Since January, the Brent crude oil is up about nearly 15 percent and California has seen a similar uptick – closer to 20 percent – because of the factors listed below, some of which are self-inflicted and avoidable.

Factor #2: Switch to more expensive “summer blend.” By now, most people know that refiners are required by federal regulation to switch to blend of fuel that has a different evaporation point to help prevent smog. The good news for the consumer is that the more expensive gasoline is offset somewhat by improved fuel economy.
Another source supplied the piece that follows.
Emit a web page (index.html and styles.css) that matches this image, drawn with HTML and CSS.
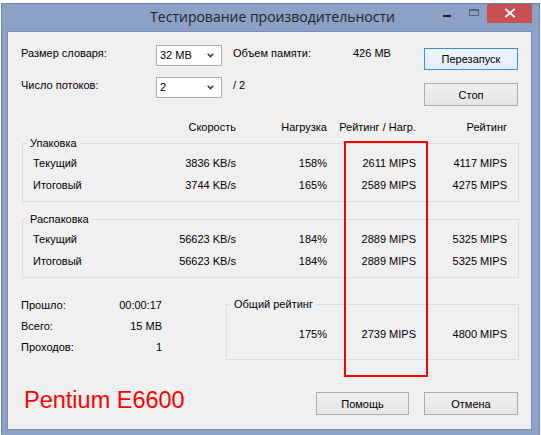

Factor #3: Taxes (and taxes and taxes) and regulation. It’s no secret that California is one of the highest taxed states in the nation. We have the highest sales tax (7.25 percent) as well as the highest state income tax rate in the country (13.3 percent top marginal rate). We also have the strictest environmental regulations in the country, which, when combined with federal regulations, mean that the energy industry in the Golden State complies with more layers and levels of government than anywhere else – which bring with it obvious compliance costs not faced by producers in other states. There are nearly 20 agencies that in one way or another regulate the oil and gas industry in Los Angeles County alone.

While our taxes provide important funds for schools, healthcare, social programs, pensions and infrastructure, the money has to come from somewhere, and California policymakers have frequently targeted gasoline as a way to build state coffers as the legislature did last year when it passed, and Governor Brown signed, Senate Bill 1, a 12 cents-per-gallon tax increase on gasoline and a 20 cents-per-gallon tax increase on diesel last year. This is not, obviously, the doing of “Big Oil.”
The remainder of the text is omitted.